Mayors Panel II: Cities & Tools for the Job
2021 Massey Cities Summit
From April 6-8 2021, The Massey Cities Summit 2021 brought together leaders from across Canada and the world to reimagine the municipal role in Canadian federalism, while also acknowledging the constitutional rights of First Nations.
Organised by Massey College and the Canadian Urban Institute (with much appreciated support from the Maytree Foundation and the Social Sciences and Humanities Research Council of Canada).
A roundup of the most compelling ideas, themes and quotes from this candid conversation
1. Sustainable revenue tools for 21st century cities
Bonnie Crombie, the Mayor of Mississauga, highlights the fact that the City of Toronto Act grants broader permissive authority to raise new taxes than is available to other Ontario municipalities. She argues these tools should be available to other cities in Ontario like Mississauga. Agrees Edmonton Mayor Don Iveson, cities need more robust own-source revenue tools or statutorily protected revenue sharing agreements.
2. Working collaboratively and sounding the alarm
Brian Bowman, the Mayor of Winnipeg, Manitoba, suggests municipalities, as the order of government closest to the ground, is by nature more accessible and transparent to residents. He stresses the importance of striking the right balance between working collaboratively with other orders of government, and communicating publicly about the ways that authority, powers, and jurisdictional limitations are not working during COVID-19.

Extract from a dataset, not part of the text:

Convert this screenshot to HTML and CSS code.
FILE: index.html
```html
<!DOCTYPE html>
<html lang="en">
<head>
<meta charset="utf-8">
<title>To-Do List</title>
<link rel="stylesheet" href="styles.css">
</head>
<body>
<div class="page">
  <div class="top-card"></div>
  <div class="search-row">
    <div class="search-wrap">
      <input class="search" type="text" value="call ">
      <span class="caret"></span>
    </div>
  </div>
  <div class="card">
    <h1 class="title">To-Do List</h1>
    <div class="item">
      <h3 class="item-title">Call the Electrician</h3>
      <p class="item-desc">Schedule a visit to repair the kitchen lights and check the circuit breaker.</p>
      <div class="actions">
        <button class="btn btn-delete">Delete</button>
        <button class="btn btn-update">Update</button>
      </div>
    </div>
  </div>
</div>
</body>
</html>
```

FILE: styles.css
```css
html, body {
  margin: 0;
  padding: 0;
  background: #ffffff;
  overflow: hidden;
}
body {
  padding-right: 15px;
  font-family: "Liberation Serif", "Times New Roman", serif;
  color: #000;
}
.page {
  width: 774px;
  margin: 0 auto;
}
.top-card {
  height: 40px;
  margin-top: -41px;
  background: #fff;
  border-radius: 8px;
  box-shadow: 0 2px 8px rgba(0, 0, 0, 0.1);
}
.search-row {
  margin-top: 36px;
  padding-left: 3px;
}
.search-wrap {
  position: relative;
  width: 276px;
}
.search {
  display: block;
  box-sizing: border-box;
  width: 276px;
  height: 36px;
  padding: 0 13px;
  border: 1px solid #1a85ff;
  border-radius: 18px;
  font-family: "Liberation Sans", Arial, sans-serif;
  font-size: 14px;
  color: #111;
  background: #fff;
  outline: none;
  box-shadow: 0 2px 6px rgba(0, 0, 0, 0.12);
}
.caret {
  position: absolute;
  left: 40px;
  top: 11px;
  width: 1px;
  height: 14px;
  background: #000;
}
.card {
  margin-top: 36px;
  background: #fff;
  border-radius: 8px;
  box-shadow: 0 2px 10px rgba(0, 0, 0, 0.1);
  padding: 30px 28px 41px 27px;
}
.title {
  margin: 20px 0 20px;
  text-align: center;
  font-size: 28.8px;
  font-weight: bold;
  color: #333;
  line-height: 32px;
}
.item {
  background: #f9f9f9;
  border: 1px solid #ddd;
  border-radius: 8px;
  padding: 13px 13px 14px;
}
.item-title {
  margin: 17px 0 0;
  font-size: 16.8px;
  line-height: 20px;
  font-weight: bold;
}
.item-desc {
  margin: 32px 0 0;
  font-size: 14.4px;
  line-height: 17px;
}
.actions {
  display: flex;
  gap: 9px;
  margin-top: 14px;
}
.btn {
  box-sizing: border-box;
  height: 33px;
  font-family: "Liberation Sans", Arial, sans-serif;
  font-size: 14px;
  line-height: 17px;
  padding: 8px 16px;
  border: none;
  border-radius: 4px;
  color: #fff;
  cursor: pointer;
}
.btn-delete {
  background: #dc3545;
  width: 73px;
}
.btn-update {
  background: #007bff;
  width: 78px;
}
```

3. Provincial leadership is needed
According to Mayor Bowman, cities need to be ‘masters of our own domain’—and as creatures of the province, absent constitutional change, we need a bold premier who is willing to lean into the opportunity to empower cities.
4. We need “smarter” money.
The mayors agree that COVID recovery is led by Canadian cities. This is not about new taxes from his perspective, it is about getting better value for the money that’s already in the system. The mayors discuss whether the property tax is regressive and fair for residents as the main source of revenue for municipalities.
5. “Conditional Metropolitanism” is key
According to Mayor Iveson, the answer is not more asymmetrical federalism. Instead, we need “conditional metropolitanism,” where federal transfers are made on the condition that provinces work collaboratively with municipalities and Indigenous governments.